Поразительное совпадение! Оба, Гумилев и Блок, вместе выбыли из строя, исчезли 3-го августа, один в застенок (неизвестно, что вынес он во время двухнедельного допроса), другой, Блок, исчез в безумие. В этом одновременном исчезновении — какая жуткая «символика»! Почти всю жизнь Блок и Гумилев враждовали, хоть личной неприязни, на моей памяти, между ними не было; друг друга «не любили», но встречаясь в «Аполлоне», заседая в комитете «Поэтической академии», ни разу ни тот, ни другой не проявил открыто этой нелюбви. И после революции они много работали вместе, с трудом добывая пропитание, и в то же время — как были чужды друг другу мыслями, вкусом, мироощущением, отношением к России, всем, что создает писательскую личность! Они были «антиномичны», а русская действительность все время их сталкивала. До последних лет соперничая, может быть, и не без взаимной зависти, они в тот же день ушли из жизни. Надо ли говорить, что это соревнование продолжается и после их смерти: русские стихолюбы до сей поры — или «блокисты», или «гумилисты».

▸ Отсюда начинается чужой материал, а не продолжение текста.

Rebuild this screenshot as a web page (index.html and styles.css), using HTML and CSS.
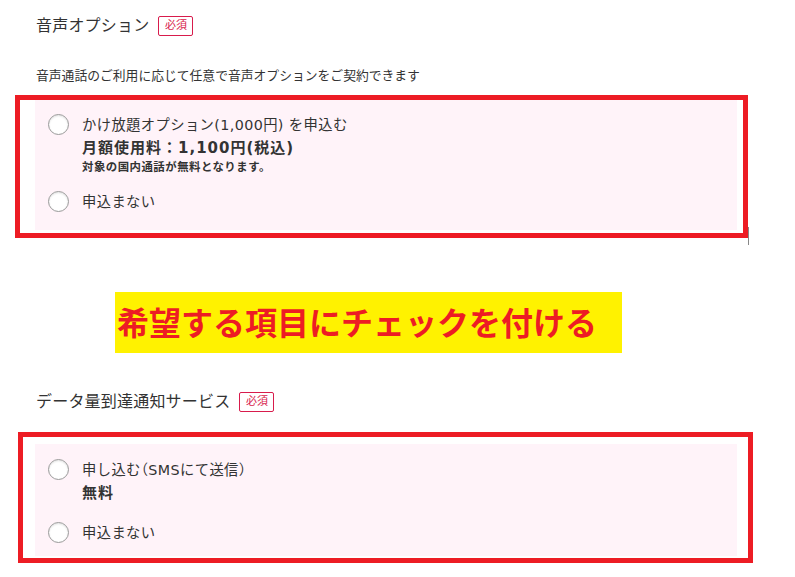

В какой-то из своих статей (помнится, об Эмиле Верхарне) Георгий Чулков говорит: «Понять поэта, значит разгадать его любовь. О совершенстве мастера мы судим по многим признакам, но о значительности его только по одному: любовь, страсть или влюбленность художника предопределяют высоту и глубину его поэтического дара». С этой точки зрения Гумилев — несомненнейший из поэтов нашего века: его сущность — любовь к поэзии, к женщине, к миру, к родине. Он не был мыслителем, не обладал умом, проникающим в глуби стоящих перед человечеством вопросов. Да и жизненный путь кончил он действительно слишком рано, никак не принадлежа к гениям, как, например, Лермонтов (с которым, однако, у него много общего — и гордыня, и комплекс малоценности, и любовные муки, и порывание к небу, и предчувствие ранней смерти); даром стихослагательства он не был наделен сверх меры. Но рядом с этим, иногда целые стихотворения Гумилева достигают прелести лучших образцов русской лирики.

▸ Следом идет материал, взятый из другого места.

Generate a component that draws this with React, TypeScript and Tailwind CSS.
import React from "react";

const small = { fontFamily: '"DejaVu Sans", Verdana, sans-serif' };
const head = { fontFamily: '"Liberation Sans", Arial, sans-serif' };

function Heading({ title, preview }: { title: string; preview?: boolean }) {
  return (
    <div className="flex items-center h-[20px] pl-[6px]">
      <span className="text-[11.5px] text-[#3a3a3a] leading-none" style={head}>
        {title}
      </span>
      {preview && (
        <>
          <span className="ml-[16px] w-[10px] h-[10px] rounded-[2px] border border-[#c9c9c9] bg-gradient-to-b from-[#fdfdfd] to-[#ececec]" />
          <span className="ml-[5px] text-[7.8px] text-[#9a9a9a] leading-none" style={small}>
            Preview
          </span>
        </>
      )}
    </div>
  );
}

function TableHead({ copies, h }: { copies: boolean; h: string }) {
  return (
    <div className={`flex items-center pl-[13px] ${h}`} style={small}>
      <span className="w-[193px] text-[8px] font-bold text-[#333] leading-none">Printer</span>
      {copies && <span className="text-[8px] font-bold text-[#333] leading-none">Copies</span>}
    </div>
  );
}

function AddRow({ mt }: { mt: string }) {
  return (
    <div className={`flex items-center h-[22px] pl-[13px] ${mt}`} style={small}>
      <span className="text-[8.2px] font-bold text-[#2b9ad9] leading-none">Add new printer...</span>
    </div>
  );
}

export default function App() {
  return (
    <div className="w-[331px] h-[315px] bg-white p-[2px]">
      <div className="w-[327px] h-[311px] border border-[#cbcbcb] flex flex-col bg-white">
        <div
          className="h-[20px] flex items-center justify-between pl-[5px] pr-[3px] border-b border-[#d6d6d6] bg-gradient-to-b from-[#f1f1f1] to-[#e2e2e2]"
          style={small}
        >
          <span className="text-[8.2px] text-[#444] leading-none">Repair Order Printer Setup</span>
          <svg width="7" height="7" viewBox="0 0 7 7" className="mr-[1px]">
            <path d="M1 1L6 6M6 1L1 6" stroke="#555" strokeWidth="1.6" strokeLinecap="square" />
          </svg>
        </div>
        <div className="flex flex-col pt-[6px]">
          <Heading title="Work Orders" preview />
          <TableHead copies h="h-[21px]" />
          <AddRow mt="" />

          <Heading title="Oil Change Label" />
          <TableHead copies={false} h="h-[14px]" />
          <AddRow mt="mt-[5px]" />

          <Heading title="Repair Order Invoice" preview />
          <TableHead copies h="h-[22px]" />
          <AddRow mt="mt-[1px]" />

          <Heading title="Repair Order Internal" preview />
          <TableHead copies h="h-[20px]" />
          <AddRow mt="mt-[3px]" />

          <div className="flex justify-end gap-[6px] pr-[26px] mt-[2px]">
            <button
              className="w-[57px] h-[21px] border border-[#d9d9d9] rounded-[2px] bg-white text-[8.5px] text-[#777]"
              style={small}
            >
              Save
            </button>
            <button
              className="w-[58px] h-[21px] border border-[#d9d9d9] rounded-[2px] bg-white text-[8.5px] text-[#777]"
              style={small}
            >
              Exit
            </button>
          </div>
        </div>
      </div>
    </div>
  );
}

Если забыть о пресловутом термине «акмеизм», которым Гумилев отстаивал себя, свою писательскую новизну, в борьбе с символистами (особенно с Блоком), если вслушаться в его стихи без предвзятости, то станет очевидным, что многие его строфы близки к модернизму символическому. Недаром высоко чтил он Иннокентия Анненского. Стихи Гумилева из парнасски-агностических, из образных описаний Африки в духе Леконта де Лилля и Эредиа, становятся символическими в самом глубоком смысле, когда выражают волнение любви или предчувствие иного мира, или отчаяние от сознания бренности земного бытия. Даже сюрреалистом кажется он, если угодно, к концу жизни (последние стихотворения, попавшие в «Колчан», «Костер» и «Огненный столп», как «Фра Беато Анжелико», «Эзбекие», «Шестое чувство», «Заблудившийся трамвай», «Дева-Птица» и др.).